Ciertamente, pero eso no demuestra nada. Como ya afirmaron los bardos,
“parecido no es lo mismo... caballero”. Desde Penrose y su cuidadoso estudio
del funcionamiento cuántico de los neurotransmisores de las sinapsis, sabemos
que las posibilidades de prever el comportamiento humano son casi nulas, porque
las reglas por las que se rige son las de la fundamental indeterminación del
nanomundo. Sin embargo, merced a las caprichosas leyes de la probabilidad,
también sabemos que es posible que un millón de chimpancés aporreando sendos
teclados durante un millón de años acaben por programar Windows Millenium
(bueno, tal vez menos chimpancés y en menos tiempo, teniendo en cuenta el
programa que se cita, pero el ejemplo es válido). Lo que ha ocurrido con el affaire
Quintana es una fatal combinación de comportamientos físicos bien definidos: el
recuerdo inconsciente y arbitrario de pasajes leídos tiempo atrás por el
ayudante de la autora, por culpa de un colapso de la función de onda en un
conjunto masivo de sinapsis concreto, que se da una vez entre diez mil
millones, pero que puede darse. Las neuronas son células, por lo que su
comportamiento es el de cualquier sólido macroscópico, pero las moléculas de
los neurotransmisores que se liberan en las vesículas sinápticas se rigen por
las leyes de la mecánica cuántica. He ahí el quid de la cuestión. La Quintana
ha sido víctima de un gato encerrado en una caja. El ayudante pudo no haber
escrito la novela con tantas pequeñas coincidencias con otros libros, pero el
caso es que sí lo hizo, y sin poder evitarlo. Cosas veredes...
La
hipótesis más plausible que se me ocurre para explicar esta impresionante
coincidencia cuántica, lejos de acercarse a la grosera y precipitada
interpretación de periodistas del sensacionalismo imperante, es que el atribulado
escriba de Quintana (su cuñado), haciendo gala de su acervo cultural, optara
por el método conocido como “escritora automática”, que consiste en colocar la
propia mente en un estado de no-control voluntario, en el que la parte creativa
de nuestro cerebro actúa con
independencia del raciocinio, situado en las capas más externas del córtex.

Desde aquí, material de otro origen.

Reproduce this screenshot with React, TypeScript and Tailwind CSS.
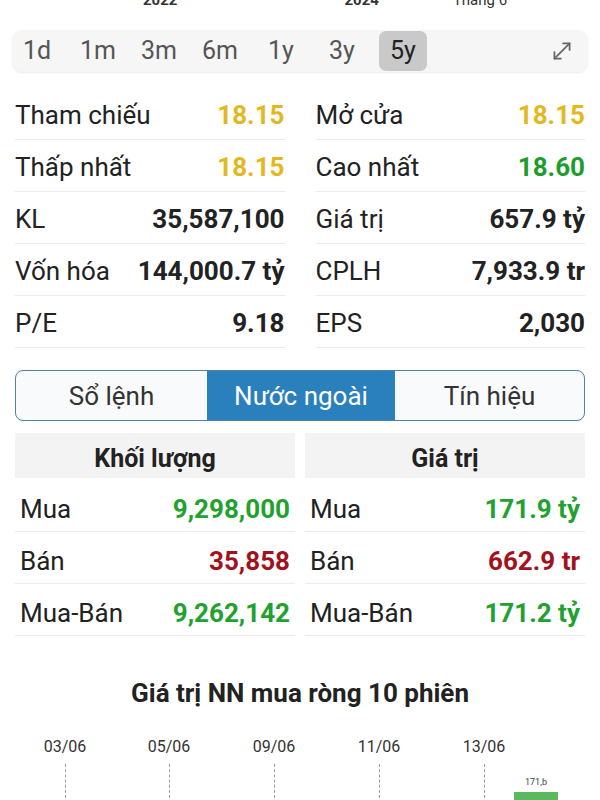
import React from "react";

const font = { fontFamily: "Roboto, 'Noto Sans', 'Liberation Sans', sans-serif" };

type Cell = { label: string; value: string; color: string };

const left: Cell[] = [
  { label: "Tham chiếu", value: "18.15", color: "text-[#e3b81f]" },
  { label: "Thấp nhất", value: "18.15", color: "text-[#e3b81f]" },
  { label: "KL", value: "35,587,100", color: "text-[#222]" },
  { label: "Vốn hóa", value: "144,000.7 tỷ", color: "text-[#222]" },
  { label: "P/E", value: "9.18", color: "text-[#222]" },
];
const right: Cell[] = [
  { label: "Mở cửa", value: "18.15", color: "text-[#e3b81f]" },
  { label: "Cao nhất", value: "18.60", color: "text-[#1c9e2c]" },
  { label: "Giá trị", value: "657.9 tỷ", color: "text-[#222]" },
  { label: "CPLH", value: "7,933.9 tr", color: "text-[#222]" },
  { label: "EPS", value: "2,030", color: "text-[#222]" },
];

const vol: Cell[] = [
  { label: "Mua", value: "9,298,000", color: "text-[#21a12e]" },
  { label: "Bán", value: "35,858", color: "text-[#a3121c]" },
  { label: "Mua-Bán", value: "9,262,142", color: "text-[#21a12e]" },
];
const val: Cell[] = [
  { label: "Mua", value: "171.9 tỷ", color: "text-[#21a12e]" },
  { label: "Bán", value: "662.9 tr", color: "text-[#a3121c]" },
  { label: "Mua-Bán", value: "171.2 tỷ", color: "text-[#21a12e]" },
];

function StatCol({ items }: { items: Cell[] }) {
  return (
    <div className="flex flex-col">
      {items.map((c) => (
        <div
          key={c.label}
          className="flex h-[52px] items-center justify-between border-b border-[#ebebeb] pt-[2px] text-[26px] leading-none"
        >
          <span className="text-[#222]">{c.label}</span>
          <span className={`font-bold ${c.color}`}>{c.value}</span>
        </div>
      ))}
    </div>
  );
}

function Table({ title, items }: { title: string; items: Cell[] }) {
  return (
    <div className="flex flex-col">
      <div className="flex h-[45px] items-center justify-center bg-[#f3f3f3] pt-[5px] text-[25px] font-bold leading-none text-[#222]">
        {title}
      </div>
      <div className="mt-[2px] flex flex-col">
        {items.map((c) => (
          <div
            key={c.label}
            className="flex h-[52px] items-center justify-between border-b border-[#ebebeb] px-[5px] pt-[6px] text-[26px] leading-none"
          >
            <span className="text-[#222]">{c.label}</span>
            <span className={`font-bold ${c.color}`}>{c.value}</span>
          </div>
        ))}
      </div>
    </div>
  );
}

export default function App() {
  const ranges = ["1d", "1m", "3m", "6m", "1y", "3y", "5y"];
  const dates = [
    { d: "03/06", x: 65 },
    { d: "05/06", x: 169 },
    { d: "09/06", x: 274 },
    { d: "11/06", x: 379 },
    { d: "13/06", x: 484 },
  ];
  return (
    <div className="h-[800px] w-[600px] overflow-hidden bg-white" style={font}>
      {/* top axis labels (cut) */}
      <div className="relative h-[30px] overflow-hidden">
        <div className="-mt-[11px] flex text-[15px] text-[#333]">
          <span className="ml-[143px] font-bold">2022</span>
          <span className="ml-[167px] font-bold">2024</span>
          <span className="ml-[74px]">Tháng 6</span>
        </div>
      </div>

      {/* time range bar */}
      <div className="mx-[12px] flex h-[42px] items-center rounded-[10px] bg-[#f6f6f6] px-[1px] shadow-[0_1px_2px_rgba(0,0,0,0.08)]">
        <div className="flex gap-[13px]">
          {ranges.map((r) => (
            <div
              key={r}
              className={`flex h-[40px] w-[48px] items-center justify-center rounded-[7px] text-[25px] ${
                r === "5y" ? "bg-[#c9c9c9] text-[#222]" : "text-[#555]"
              }`}
            >
              {r}
            </div>
          ))}
        </div>
        <div className="ml-auto mr-[12px] flex items-center">
          <svg width="26" height="26" viewBox="0 0 24 24" fill="none" stroke="#666" strokeWidth="1.6" strokeLinecap="round" strokeLinejoin="round">
            <path d="M11 19H5v-6" />
            <path d="M13 5h6v6" />
            <path d="M19 5 5 19" />
          </svg>
        </div>
      </div>

      {/* stats */}
      <div className="mt-[16px] grid grid-cols-2 gap-[31px] px-[15px]">
        <StatCol items={left} />
        <StatCol items={right} />
      </div>

      {/* tabs */}
      <div className="mx-[15px] mt-[22px] grid h-[51px] grid-cols-[191px_188px_1fr] overflow-hidden rounded-[8px] border border-[#54809f] bg-[#f9fafb] text-[26px] leading-none">
        <div className="flex items-center justify-center text-[#333]">Sổ lệnh</div>
        <div className="flex items-center justify-center bg-[#2a7fbd] text-white">Nước ngoài</div>
        <div className="flex items-center justify-center text-[#333]">Tín hiệu</div>
      </div>

      {/* foreign tables */}
      <div className="mt-[12px] grid grid-cols-2 gap-[10px] px-[15px]">
        <Table title="Khối lượng" items={vol} />
        <Table title="Giá trị" items={val} />
      </div>

      {/* chart */}
      <div className="mt-[42px] text-center text-[26px] font-bold leading-[30px] text-[#222]">
        Giá trị NN mua ròng 10 phiên
      </div>
      <div className="relative mt-[29px] h-[100px]">
        {dates.map((p) => (
          <React.Fragment key={p.d}>
            <span
              className="absolute top-0 w-[60px] -translate-x-1/2 text-center text-[16px] leading-[20px] text-[#333]"
              style={{ left: p.x }}
            >
              {p.d}
            </span>
            <div
              className="absolute top-[27px] h-[60px] border-l border-dashed border-[#9a9a9a]"
              style={{ left: p.x }}
            />
          </React.Fragment>
        ))}
        <span className="absolute left-[516px] top-[40px] w-[40px] text-center text-[9px] leading-[10px] text-[#444]">
          171,b
        </span>
        <div className="absolute left-[514px] top-[55px] h-[40px] w-[44px] bg-[#5cb85c]" />
      </div>
    </div>
  );
}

Esta técnica ha dado frutos extraordinarios. Recordemos, por poner sólo unos
ejemplos, las frescas disquisiciones de Robert A. Heinlein dando rienda suelta
a su subconsciente en Amos de títeres (novela repleta de pequeños
retratos costumbristas de la convivencia entre marido y mujer, como aquélla en
la que el protagonista amenaza amorosamente a su compañera con propinarle unos
azotes si no se comporta como una persona adulta), o los desconcertantes
escarceos con el autismo ontológico del siempre incomprensible Greg Egan en El
instante Aleph (libro cuyo título, por cierto, ha sido mal traducido al
castellano; un traductor más fiel a la tradición de raigambre en este país lo
habría llamado Quéstress). Es posible que los estudios futuros sobre
este acontecimiento extraordinario desmientan esta hipótesis, pero creo que en
estos momentos es la que más se adecua a los hechos.